È il "salto ontologico" di cui parlava Giovanni Paolo II? «Gli anglosassoni dicono: "more sometimes is different", l’aumento quantitativo talvolta provoca un singolare effetto qualitativo. Dopo tanti piccoli gradini, salendo i quali l’uomo, volta per volta, si attesta un po’ più avanti rispetto alle creature preumane, ecco il cambiamento grandioso dal punto di vista intellettuale, culturale e spirituale: l’uomo è tutta un’altra cosa. Allora io sono naturalista ma non materialista. Ho studiato tanto gli animali, ho visto quando l’animale diventa uomo. Che percorso! Prima la materia inanimata che diventa sempre più complessa, poi la materia vivente, e alla fine si arriva alla materia che pensa. Sulle rive del fiume Omo, esplorato nell’800 dall’italiano Vittorio Bottego, ho documentato il passaggio da ominide a specie Homo. E così mi sono divertito a proporre un elementare gioco di parole: la mia scoperta si può definire l’evento dell’(H)Omo».

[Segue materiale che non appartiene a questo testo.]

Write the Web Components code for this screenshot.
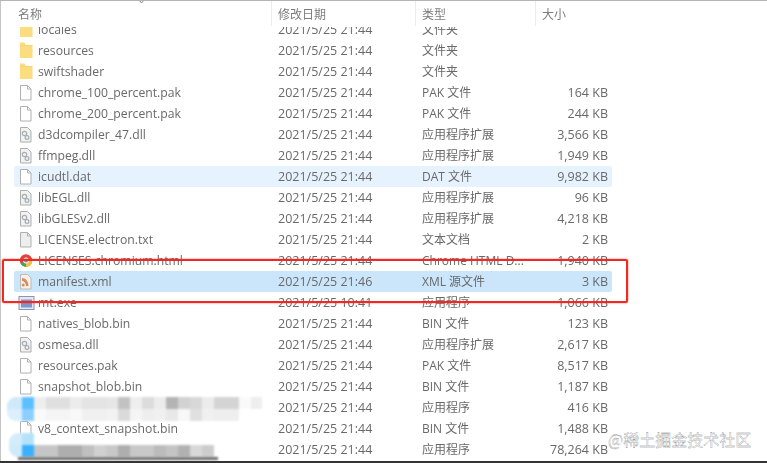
<!DOCTYPE html>
<html><head><meta charset="utf-8"><style>
html,body{margin:0;padding:0;background:#fff;width:767px;height:463px;overflow:hidden}
body{font-family:"Open Sans","Noto Sans CJK SC",sans-serif}
</style></head><body>
<file-window>
<col-head slot="head"></col-head>
</file-window>
<template id="win"><style>
:host{display:block;position:relative;width:767px;height:463px;overflow:hidden;box-sizing:border-box;border-top:1px solid #b5b5b5;background:#fff;color:#696969;font-family:"Open Sans","Noto Sans CJK SC",sans-serif}
.inner{display:flex;flex-direction:column;height:460px;border-left:1px solid #c4c4c4}
.list{flex:1;overflow:hidden;filter:blur(.6px)}
.rows{margin-top:-8px;display:block}
.foot{height:2px;background:#333}
.red{position:absolute;left:2px;top:258px;width:622px;height:40px;border:2px solid #f02a22;border-radius:2px;box-shadow:0 0 1.5px #f02a22}
.mark{position:absolute;left:608px;top:427px;font:16px/22px "Noto Sans CJK SC",sans-serif;color:#fff;-webkit-text-stroke:.3px #808080;white-space:nowrap}
.shade{position:absolute;left:18px;top:456px;width:200px;height:3px;background:#6a6a6a;filter:blur(1px)}
mosaic-bar{position:absolute}
</style><div class="inner"><slot name="head"></slot><div class="list"><div class="rows" id="rows"></div></div></div><div class="foot"></div><mosaic-bar id="m1" style="left:7px;top:396px"></mosaic-bar><mosaic-bar id="m2" style="left:9px;top:432px"></mosaic-bar><div class="shade"></div><div class="red"></div><div class="mark">@稀土掘金技术社区</div></template>
<template id="headt"><style>
:host{display:grid;grid-template-columns:271px 144px 120px 1fr;height:25px;flex:none;font:12px/25px "Noto Sans CJK SC",sans-serif;color:#7d7d7d;filter:blur(.55px);position:relative;background:#fff;z-index:1;padding-bottom:1px}
.c{padding-left:6px;border-right:1px solid #ececec;box-sizing:border-box}
.c.first{padding-left:17px}
.c.last{border:0}
svg{position:absolute;left:137px;top:-3px;width:7px;height:7px}
</style><div class="c first">名称</div><div class="c">修改日期</div><div class="c">类型</div><div class="c last">大小</div><svg viewBox="0 0 7 7"><path d="M0 1 L3.500 5 L7 1" fill="none" stroke="#888" stroke-width="1"/></svg></template>
<template id="rowt"><style>
:host{display:grid;grid-template-columns:24px 240px 144px 120px 66px;height:21px;margin-left:13px;width:598px;align-items:center;font-size:12.5px;line-height:21px;white-space:nowrap;background:var(--bg,transparent);border-radius:2px}
svg{width:14px;height:18px;margin-left:5px;display:block;overflow:visible}
.n{font-size:12.2px}
.t{font:12px/21px "Open Sans","Noto Sans CJK SC",sans-serif}
.s{text-align:right}
.cell{overflow:hidden}
</style><span id="i"></span><span class="cell n" id="n"></span><span class="cell d" id="d"></span><span class="cell t" id="t"></span><span class="cell s" id="s"></span></template>
<script>
const PAGE='M1.500 1.500h7l3.500 3.500v11h-10.500z';
const ICONS={
folder:'<path d="M1 0.500h4.500l1 2.500h7v13h-12.500z" fill="#fbdc7e"/><path d="M1 3h12.500v1h-12.500z" fill="#f5cd63" opacity=".6"/>',
file:'<path d="'+PAGE+'" fill="#fff" stroke="#b0b0b0"/><path d="M8.500 1.500v3.500h3.500" fill="none" stroke="#b0b0b0"/>',
dll:'<path d="'+PAGE+'" fill="#f2f2f2" stroke="#adadad"/><circle cx="5.500" cy="7.500" r="2.200" fill="none" stroke="#a4aeb3" stroke-width="1.200"/><circle cx="8" cy="11.500" r="1.900" fill="none" stroke="#a4aeb3" stroke-width="1.200"/>',
txt:'<path d="'+PAGE+'" fill="#eeeeee" stroke="#b0b0b0"/><path d="M8.500 1.500v3.500h3.500" fill="none" stroke="#b0b0b0"/>',
chrome:'<circle cx="7" cy="8.500" r="6.200" fill="#e0453a"/><path d="M7 8.500L1.600 11.600A6.200 6.200 0 0 0 7 14.700z" fill="#3fa95b"/><path d="M7 8.500L7 14.700A6.200 6.200 0 0 0 13.200 8.500z" fill="#f2c530"/><circle cx="7" cy="8.500" r="2.600" fill="#5b93ee" stroke="#fff"/>',
xml:'<path d="'+PAGE+'" fill="#f4f0ea" stroke="#b5b0a8" stroke-width=".8"/><path d="M3 5c3.500 0 6.500 3 6.500 8H7C7 10 5 8 3 8z" fill="#d98c5c"/><circle cx="4.200" cy="12" r="1.500" fill="#d98c5c"/>',
exe:'<rect x="0" y="2.500" width="15" height="13" fill="#e4e8f0" stroke="#8a96ab"/><rect x="2" y="5.500" width="11" height="8" fill="#7d97cc"/>',
none:''};
const R=[
['folder','locales','2021/5/25 21:44','文件夹',''],
['folder','resources','2021/5/25 21:44','文件夹',''],
['folder','swiftshader','2021/5/25 21:44','文件夹',''],
['file','chrome_100_percent.pak','2021/5/25 21:44','PAK 文件','164 KB'],
['file','chrome_200_percent.pak','2021/5/25 21:44','PAK 文件','244 KB'],
['dll','d3dcompiler_47.dll','2021/5/25 21:44','应用程序扩展','3,566 KB'],
['dll','ffmpeg.dll','2021/5/25 21:44','应用程序扩展','1,949 KB'],
['file','icudtl.dat','2021/5/25 21:44','DAT 文件','9,982 KB','#e6f3fe'],
['dll','libEGL.dll','2021/5/25 21:44','应用程序扩展','96 KB'],
['dll','libGLESv2.dll','2021/5/25 21:44','应用程序扩展','4,218 KB'],
['txt','LICENSE.electron.txt','2021/5/25 21:44','文本文档','2 KB'],
['chrome','LICENSES.chromium.html','2021/5/25 21:44','Chrome HTML D...','1,940 KB'],
['xml','manifest.xml','2021/5/25 21:46','XML 源文件','3 KB','#cbe6fb'],
['exe','mt.exe','2021/5/25 10:41','应用程序','1,066 KB'],
['file','natives_blob.bin','2021/5/25 21:44','BIN 文件','123 KB'],
['dll','osmesa.dll','2021/5/25 21:44','应用程序扩展','2,617 KB'],
['file','resources.pak','2021/5/25 21:44','PAK 文件','8,517 KB'],
['file','snapshot_blob.bin','2021/5/25 21:44','BIN 文件','1,187 KB'],
['none','','2021/5/25 21:44','应用程序','416 KB'],
['file','v8_context_snapshot.bin','2021/5/25 21:44','BIN 文件','1,488 KB'],
['none','','2021/5/25 21:44','应用程序','78,264 KB']];
const M1=[
[[15,'#cfe9fb'],[12,'#5cc0ff'],[12,'#eeeeee'],[24,'#dfdfdf'],[12,'#ececec'],[24,'#e4e4e4'],[12,'#e6e6e6'],[12,'#c2c2c2'],[12,'#eeeeee'],[12,'#dcdcdc'],[12,'#ececec'],[12,'#b4b4b4'],[12,'#d2d2d2'],[12,'#d8d8d8'],[12,'#ececec'],[25,'#d4d4d4'],[12,'#fafafa'],[11,'#eeeeee']],
[[15,'#dbeffc'],[12,'#8ccfff'],[12,'#fafafa'],[24,'#f5f5f5'],[12,'#f8f8f8'],[24,'#f0f0f0'],[12,'#f2f2f2'],[12,'#dadada'],[12,'#f5f5f5'],[12,'#eeeeee'],[12,'#f0f0f0'],[12,'#e8e8e8'],[12,'#f8f8f8'],[12,'#e0e0e0'],[12,'#f0f0f0'],[25,'#eeeeee'],[12,'#ffffff'],[11,'#ffffff']]];
const M2=[
[[13,'#d4ecfb'],[12,'#b5e2f8'],[180,'transparent']],
[[13,'#cfeafb'],[12,'#3ab0ff'],[24,'#c6c6c6'],[24,'#aeaeae'],[12,'#c0c0c0'],[12,'#d0d0d0'],[12,'#c8c8c8'],[12,'#aeaeae'],[24,'#c8c8c8'],[12,'#bbbbbb'],[12,'#c4c4c4'],[12,'#b2b2b2'],[12,'#d8d8d8'],[12,'#cccccc']]];
class FileRow extends HTMLElement{
 constructor(){super();this.attachShadow({mode:'open'}).append(document.getElementById('rowt').content.cloneNode(true));}
 set data(r){const $=i=>this.shadowRoot.getElementById(i);
  if(r[0]!=='none')$('i').innerHTML='<svg viewBox="0 0 14 18">'+ICONS[r[0]]+'</svg>';
  $('n').textContent=r[1];$('d').textContent=r[2];$('t').textContent=r[3];$('s').textContent=r[4];
  if(r[5])this.style.setProperty('--bg',r[5]);
 }
}
class MosaicBar extends HTMLElement{
 constructor(){super();this.attachShadow({mode:'open'}).innerHTML='<style>:host{display:flex;flex-direction:column;filter:blur(.8px);border-radius:9px 0 0 9px;overflow:hidden}.r{display:flex;height:12px}.r i{display:block;height:12px}</style>';}
 set cells(m){m.forEach(row=>{const d=document.createElement('div');d.className='r';row.forEach(([w,c])=>{const i=document.createElement('i');i.style.width=w+'px';i.style.background=c;d.append(i);});this.shadowRoot.append(d);});}
}
class ColHead extends HTMLElement{constructor(){super();this.attachShadow({mode:'open'}).append(document.getElementById('headt').content.cloneNode(true));}}
class FileWindow extends HTMLElement{
 constructor(){super();const s=this.attachShadow({mode:'open'});s.append(document.getElementById('win').content.cloneNode(true));
  const box=s.getElementById('rows');R.forEach(r=>{const e=document.createElement('file-row');box.append(e);e.data=r;});
  s.getElementById('m1').cells=M1;s.getElementById('m2').cells=M2;}
}
customElements.define('file-row',FileRow);customElements.define('mosaic-bar',MosaicBar);customElements.define('col-head',ColHead);customElements.define('file-window',FileWindow);
</script></body></html>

Le ultime notizie dal fronte della paleontologia? «Si cerca l’incrocio tra scimmie prebonobo e ominidi pre-umani. Per trovare l’antenato comune bisogna risalire a due milioni di anni fa. E si è molto vicini al traguardo».
Dopo 150 anni, la teoria di Darwin va aggiornata? «Forse bisogna adeguarla alle nuove conoscenze scientifiche. Lui già aveva operato una sintesi delle idee affacciate da Jean Baptiste Lamarck, Alfred Wallace e Georges Buffon, sul "trasformismo". Ora siamo riusciti a entrare nel cuore della cellula, disponiamo di una massa imponente di informazioni genetiche. Le mutazioni sono casuali ma, quando avviene un forte cambiamento, per esempio di clima, che provoca stress, le mutazioni si moltiplicano enormemente; la selezione naturale viene facilitata e migliorata dallo stress».
Quali vantaggi scorge lei, da paleontologo, nella collaborazione tra scienza e fede?«L’evoluzione è un processo accertato. Ma l’emergere naturale della specie Homo ha fatto nascere il primo essere vivente dotato di un pensiero spirituale, morale, estetico. Io oso dire che questo evento è il grande 'regalo' che la scienza fa alla teologia e alla filosofia perché se ne occupino. La collaborazione è in atto».